In case you have multiple credit cards, closing a debt-free credit card decreases the total available credit and increases the total credit utilization, leading to a drop in the credit score.
So, if you have done the right thing of paying off the debt on a credit card, instead of closing it down completely, you should keep the account open so that it doesn't hurt your credit score.
What would your reaction be if you get to know that your home loan application was rejected because of a delinquency that you had on a library fee a couple of years ago.Chances are that you will not believe that such a trivial thing can bring matters to a head.
Well, after the sub-prime crisis, there has been a surge in reporting delinquencies, and libraries and video rental companies are vehemently reporting even minor debts to collection agencies, who seem to have a good working relationship with credit reporting agencies. Even unpaid parking and speeding tickets can cause your credit score to take a plunge.
So, if you are under the impression that you will have a better credit score because you have only a couple of credit cards, you are in for a reality check. Credit bureaus look at the capability of an individual to manage different types of credit positively.
Credit card debt falls under the 'revolving credit' category, while home loans are classified as 'non-revolving credit'. Although the credit rating agencies haven't explicitly stated how they go about preparing a credit report, it is widely believed that there is some sort of hierarchy as far as loans are concerned.
Home loans are considered to be at the highest pedestal, and a person who has a mix of home loans, student loans, and credit card loans, will have a higher score (provided he is making timely payments) than somebody with a uniform type of loan.
If you shop frequently at a particular store, it actually is a wise decision to take out a membership card from them. However, departmental cards make a hard inquiry on your credit report, which lowers your credit score by a good 5 - 10 points. It also stays on your credit report for around two years.

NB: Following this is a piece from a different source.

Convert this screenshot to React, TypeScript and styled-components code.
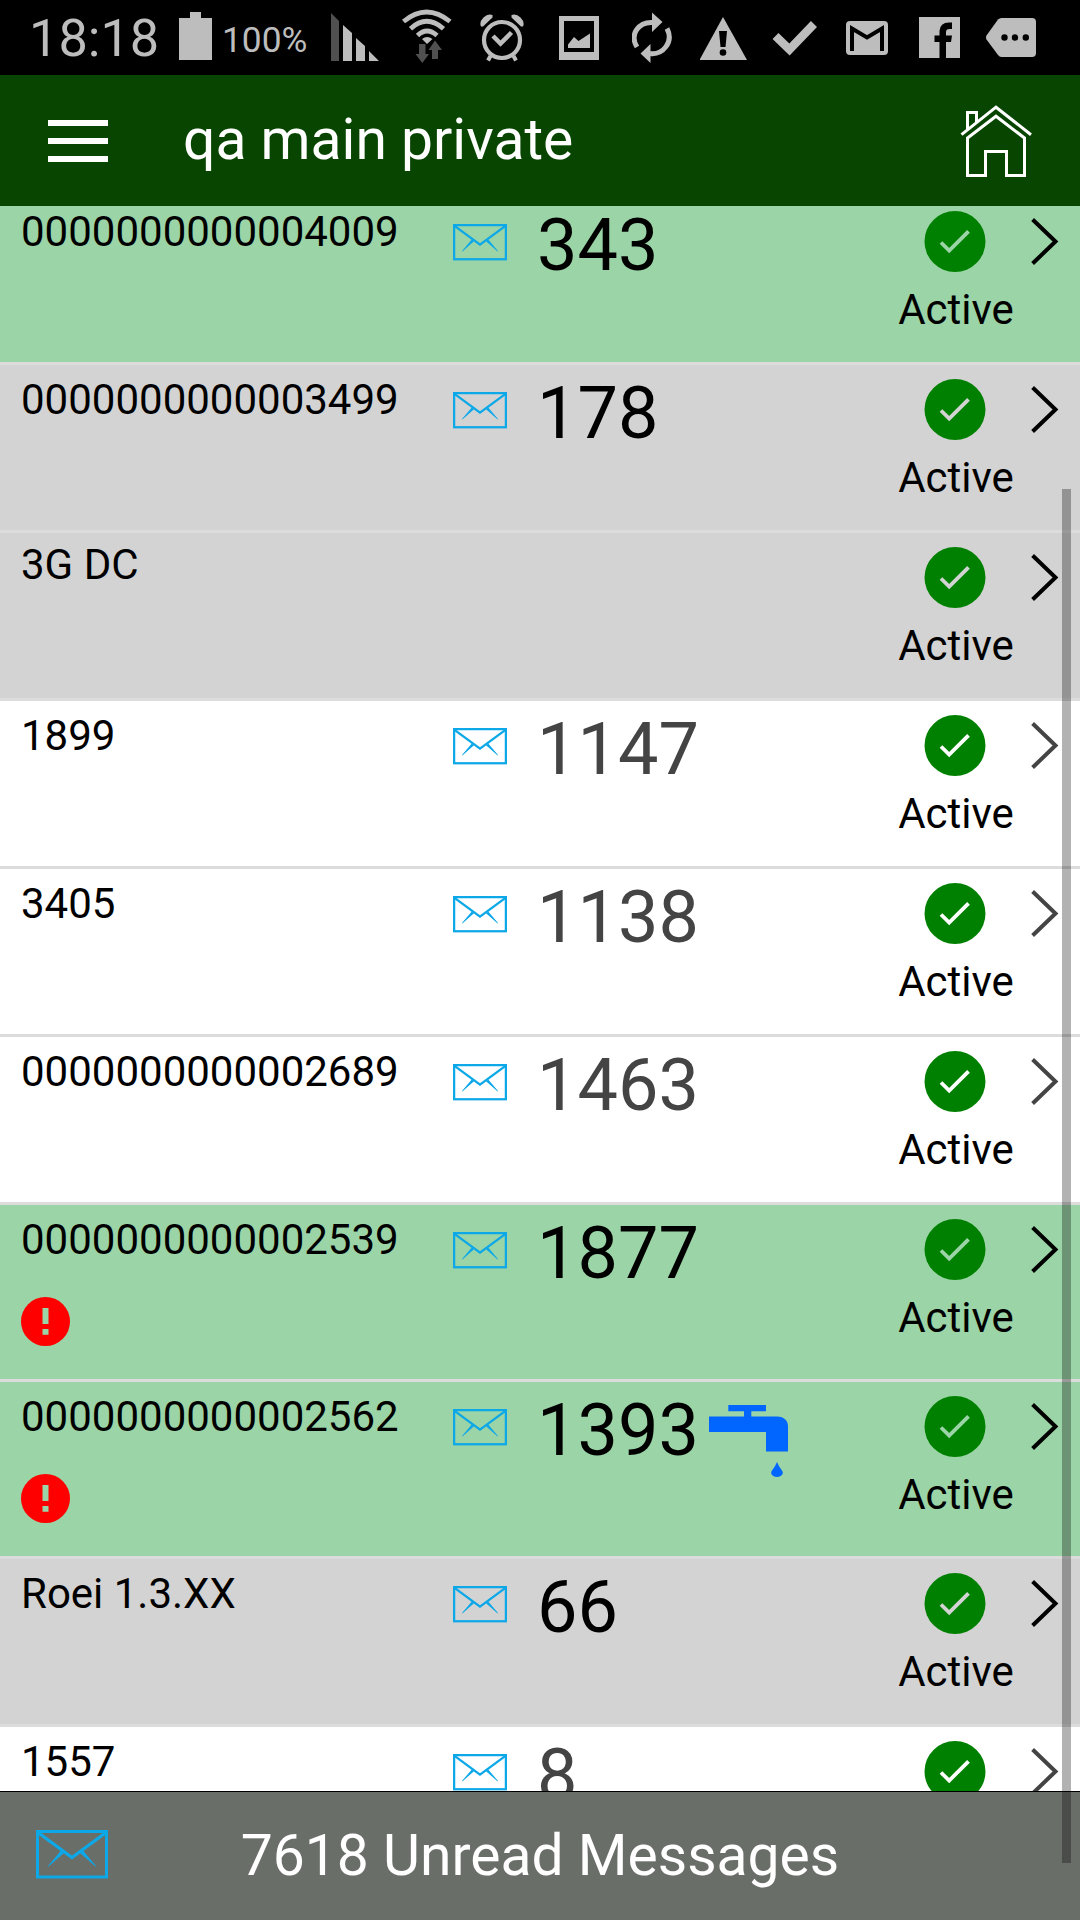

Also, a lot of people prefer paying for a car rental service with their debit card. However, car rental companies make a hard inquiry on your credit report while accepting debit card payments, which leads to a decline in your credit score by a few points.
Going Cash Only
Carrying out most transactions with cash can be a good idea to reduce your debts, but surprisingly, it can have a negative impact on your credit score. Credit rating agencies need data about how effectively you deal with debts and manage multiple loans.
When you use cash, they don't get any substantial data to prepare your credit report. Over a period of time, dormancy can cause a dip in your credit score.
Shopping Around for Deals for More than 45 days
While looking around for credit card offers or home loans, a hard inquiry is made on to your account by banks and lenders. To protect the interests of consumers, all the hard inquires on a credit report are treated as a 'single inquiry' up to a period of 30 to 45 days.
However, if you have been shopping around for a home loan for more than a couple of months now, multiple hard inquires will be reflected on your credit report, leading to a decline in your credit score.
Requesting for a Credit Limit Decrease
If you are doing well in managing your debts, you might as well want to decrease the credit limit on your credit cards to prevent those impulsive purchases. However, a decrease in credit limit will directly take a toll on your credit score, because your available credit limit will fall.
As we mentioned before, credit rating agencies favor lower credit utilization ratios - a lower credit limit will increase the credit utilization ratio, leading to a decrease in your credit score.
Joint Accounts with Ex-Spouse
The foremost thing to remember is that divorce has no direct bearing on your credit score. Credit rating agencies don't take into account the marital status of a person while preparing a credit report. However, divorce does impact your credit score negatively in those cases where people are joint-holders of a credit card or have co-signed for a home loan.
What it means is that, if a couple had taken a credit card jointly when they were married, and after their separation, the court directed the husband to handle the credit card debt, any delinquency on the husband's part will reflect on the credit score of the ex-wife as well.
Although it sounds unfair, the fact is that, a divorce decree is applicable on ex-spouses, and not on lenders, who may still consider both people to be equally responsible for paying the debt.
These were some surprising factors that can hurt your credit score. Awareness about these factors that play an important role in your credit score can go a long way in maintaining a good credit history, and pave the way for sound financial management.